Anche solo la minaccia di impiego dell’arma nucleare apre a scenari poco controllabili. Fomentando i nazionalismi in Europa il rischio è far emergere situazioni difficili. Un esempio è la città di Kaliningrad (exclave russa tra Polonia e Lituania, ndr) che i polacchi rivendicano mentre i tedeschi per ora no, nonostante sappiano che fosse stata anche tedesca. Un conto è avere dei nazionalisti senza un precedente politico e geopolitico, in base al quale i confini si modificano sulla punta della baionetta, un altro è avere dei nazionalismi che fanno tornare al 1914. Non credo sia un contesto che interessi ai russi. C’è da dire che la leadership odierna potrebbe avere questa miopia, ma non credo che quella futura voglia trovarsi con un precedente. Appena ci sarà la pace o comunque una lunga tregua fra Mosca e Kiev, non è detto che sarà sempre Putin il mediatore indispensabile della politica del Cremlino. Il suo controllo del potere ha delle visibili crepe, non è perenne o indiviso. Lo sa molto bene e per questo vuole trattare. Quando ha offerto la trattativa, non è stato possibile intavolarla subito anche se si è tentato in parte con la Conferenza di pace in Svizzera, e non si è potuto o voluto includere immediatamente la Russia. È stata persa probabilmente un’occasione, perché è improbabile che prima di novembre i russi vogliano fare un passo avanti. Nel frattempo, gli ucraini rischiano di pagare cara la mancata occasione, visto che al momento non stanno vincendo, possono resistere ma non stanno recuperando territorio.
In finale crede che l’uscita di Orban renda più fragile la posizione dell’Europa?

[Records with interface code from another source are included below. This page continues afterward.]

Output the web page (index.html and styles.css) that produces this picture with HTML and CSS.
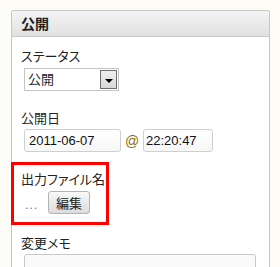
FILE: index.html
```html
<!DOCTYPE html>
<html lang="ja">
<head>
<meta charset="utf-8">
<link rel="stylesheet" href="styles.css">
</head>
<body>
<div class="panel">
  <div class="panel-head">公開</div>
  <div class="panel-body">
    <div class="field">
      <div class="label">ステータス</div>
      <div class="select"><span class="select-text">公開</span><span class="select-btn"><span class="tri"></span></span></div>
    </div>
    <div class="field">
      <div class="label">公開日</div>
      <div class="row">
        <div class="input date">2011-06-07</div>
        <span class="at">@</span>
        <div class="input time">22:20:47</div>
      </div>
    </div>
    <div class="field marked">
      <div class="label">出力ファイル名</div>
      <div class="row">
        <span class="dots">...</span>
        <span class="button">編集</span>
      </div>
    </div>
    <div class="field">
      <div class="label">変更メモ</div>
      <div class="textarea"></div>
    </div>
  </div>
</div>
</body>
</html>
```
FILE: styles.css
```css
html, body {
  margin: 0;
  background: #fdfcf6;
  overflow: hidden;
}
body {
  padding: 10px 0 0 11px;
  height: 267px;
  box-sizing: border-box;
  font-family: "Noto Sans CJK JP", "Liberation Sans", sans-serif;
  color: #222;
}
.panel {
  width: 259px;
  box-sizing: border-box;
  border: 1px solid #c6c6c6;
  border-bottom: none;
  border-radius: 3px 3px 0 0;
  background: #fff;
  height: 257px;
}
.panel-head {
  height: 25px;
  line-height: 25px;
  padding-left: 9px;
  border-bottom: 1px solid #c8c8c8;
  background: linear-gradient(#f4f4f4, #e1e1e1);
  font-weight: bold;
  font-size: 14px;
  color: #222;
  border-radius: 3px 3px 0 0;
}
.panel-body {
  padding: 10px 0 0 9px;
}
.field {
  margin-bottom: 18px;
  position: relative;
}
.label {
  font-size: 13px;
  line-height: 17px;
  height: 17px;
  font-feature-settings: "palt";
}
.select {
  margin: 4px 0 0 3px;
  width: 95px;
  height: 23px;
  box-sizing: border-box;
  border: 1px solid #c4c4c4;
  display: flex;
  align-items: stretch;
  background: #fff;
}
.select-text {
  flex: 1;
  font-size: 13px;
  line-height: 20px;
  padding-left: 3px;
}
.select-btn {
  width: 15px;
  margin: 1px;
  border: 1px solid #6e6e6e;
  background: linear-gradient(#f0f0f0, #d8d8d8);
  display: flex;
  align-items: center;
  justify-content: center;
}
.tri {
  width: 0;
  height: 0;
  border-left: 4px solid transparent;
  border-right: 4px solid transparent;
  border-top: 4px solid #000;
  margin-top: 2px;
}
.row {
  display: flex;
  align-items: center;
  margin: 3px 0 0 3px;
}
.input {
  height: 23px;
  box-sizing: border-box;
  border: 1px solid #cfcfcf;
  border-radius: 3px;
  background: linear-gradient(#fff, #f7f7f7);
  font-family: "Liberation Sans", sans-serif;
  font-size: 13px;
  line-height: 21px;
  padding-left: 4px;
  color: #111;
}
.date { width: 97px; }
.time { width: 70px; padding-left: 2px; }
.at {
  width: 22px;
  text-align: center;
  font-family: "Liberation Sans", sans-serif;
  font-size: 14px;
  color: #8c6a12;
}
.marked {
  margin-bottom: 20px;
}
.marked .row {
  margin-top: 4px;
}
.marked::after {
  content: "";
  position: absolute;
  left: -10px;
  top: -8px;
  width: 98px;
  height: 63px;
  box-sizing: border-box;
  border: 3px solid #f00;
}
.dots {
  width: 23px;
  font-family: "Liberation Sans", sans-serif;
  font-size: 12px;
  letter-spacing: 1px;
  color: #2f86d8;
  margin-left: 1px;
  padding-top: 4px;
}
.button {
  width: 42px;
  height: 23px;
  box-sizing: border-box;
  border: 1px solid #b4b4b4;
  border-radius: 3px;
  background: linear-gradient(#f9f9f9, #dcdcdc);
  font-size: 13px;
  line-height: 21px;
  text-align: center;
}
.textarea {
  margin: 3px 0 0 3px;
  width: 232px;
  height: 40px;
  box-sizing: border-box;
  border: 1px solid #c8c8c8;
  border-radius: 3px;
  background: #fafafa;
}
```
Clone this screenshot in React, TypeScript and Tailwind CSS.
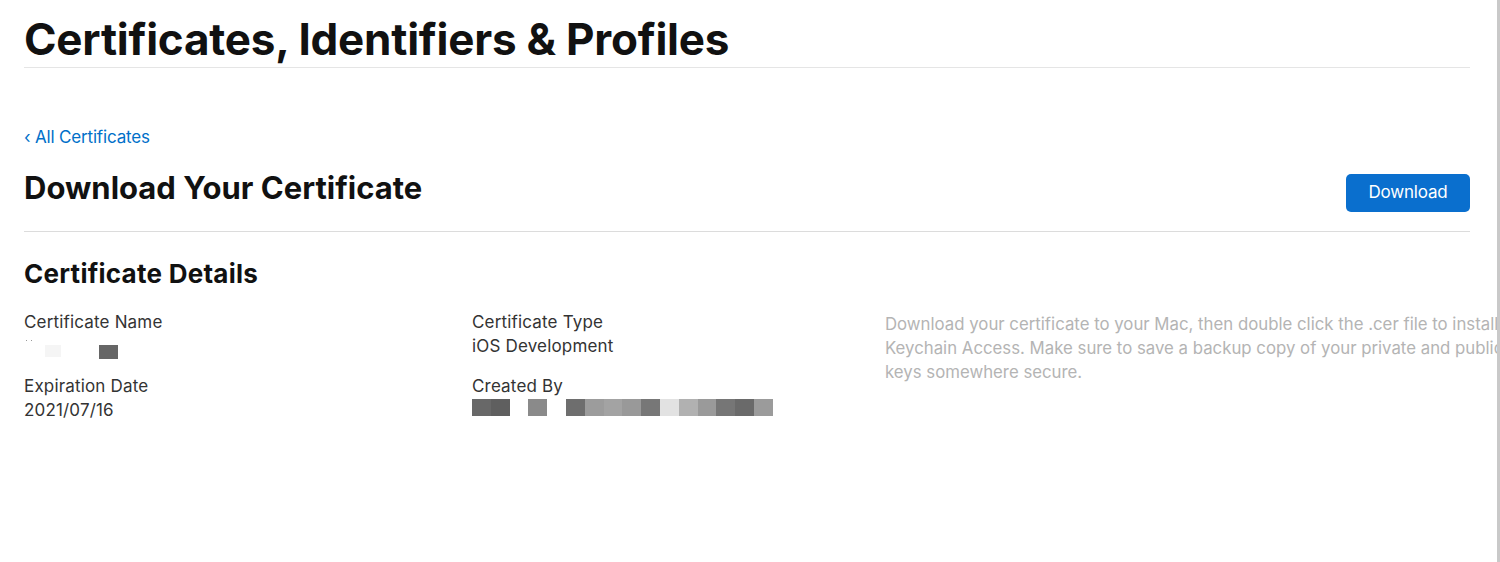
const createdByBlocks = [
  "#686868",
  "#5f5f5f",
  "#ffffff",
  "#8a8a8a",
  "#ffffff",
  "#6e6e6e",
  "#9c9c9c",
  "#a3a3a3",
  "#999999",
  "#777777",
  "#e2e2e2",
  "#b1b1b1",
  "#9a9a9a",
  "#767676",
  "#6a6a6a",
  "#9b9b9b",
];

function Redacted({ colors }: { colors: string[] }) {
  return (
    <div className="flex h-[17px] items-stretch">
      {colors.map((c, i) => (
        <div key={i} className="w-[18.8px]" style={{ backgroundColor: c }} />
      ))}
    </div>
  );
}

export default function App() {
  return (
    <div className="flex h-[562px] w-[1500px] overflow-hidden bg-white font-['Inter',sans-serif] text-[#1d1d1f]">
      <div className="min-w-0 flex-1 overflow-hidden">
        <div className="w-[1470px] pl-6">
          {/* Header */}
          <h1 className="pt-[13px] pb-[2px] text-[44px] font-bold leading-[52px] tracking-[-0.005em] text-[#111]">
            Certificates, Identifiers &amp; Profiles
          </h1>
          <div className="h-px bg-[#e5e5e5]" />

          {/* Back link */}
          <a className="mt-[57px] block text-[17px] leading-6 tracking-[-0.01em] text-[#0070c9]">
            ‹ All Certificates
          </a>

          {/* Title + action */}
          <div className="mt-[19px] flex items-start justify-between pb-[19px]">
            <h2 className="mt-[2px] text-[31px] font-bold leading-9 text-[#111]">
              Download Your Certificate
            </h2>
            <button className="mt-[6px] h-[38px] w-[124px] rounded-[5px] bg-[#0a6fce] text-[17px] tracking-[-0.01em] text-white">
              Download
            </button>
          </div>
          <div className="h-px bg-[#dcdcdc]" />

          {/* Details */}
          <h3 className="mt-[26px] text-[26px] font-bold leading-8 tracking-[0.01em] text-[#111]">
            Certificate Details
          </h3>
          <div className="mt-[20px] grid grid-cols-[448px_413px_700px] text-[17px] leading-6 tracking-[0.01em] text-[#333]">
            <div>
              <div>Certificate Name</div>
              <div className="relative h-6">
                <div className="absolute left-[2px] top-[6px] h-px w-px bg-[#999]" />
                <div className="absolute left-[7px] top-[6px] h-px w-px bg-[#999]" />
                <div className="absolute left-[21px] top-[11px] h-[12px] w-[16px] bg-[#f5f5f5]" />
                <div className="absolute left-[75px] top-[11px] h-[14px] w-[19px] bg-[#666]" />
              </div>
              <div className="mt-4">Expiration Date</div>
              <div>2021/07/16</div>
            </div>
            <div>
              <div>Certificate Type</div>
              <div>iOS Development</div>
              <div className="mt-4">Created By</div>
              <div className="pt-px">
                <Redacted colors={createdByBlocks} />
              </div>
            </div>
            <p className="whitespace-nowrap pt-[2px] text-[16.8px] leading-6 tracking-normal text-[#b4b4b4]">
              Download your certificate to your Mac, then double click the .cer file to install in
              <br />
              Keychain Access. Make sure to save a backup copy of your private and public
              <br />
              keys somewhere secure.
            </p>
          </div>
        </div>
      </div>
      {/* Scrollbar edge */}
      <div className="w-[3px] shrink-0 bg-[#c9c9c9]" />
    </div>
  );
}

L’Europa non parte dal presupposto che le politiche nazionali estere siano totalmente subordinate alla linea collettiva poiché c’è uno spazio anche per l’interesse nazionale. L’Unione ha finora espresso una linea politica molto coerente di sostegno all’Ucraina, senza però voler considerare che mentre il sostegno monetario è più semplice, quello militare sta raggiungendo i suoi limiti. I vertici dell’Ue hanno bisogno di vedere quanto sia realistica la continuazione del sostegno bellico europeo insieme a quello americano, che è obbiettivamente più consistente.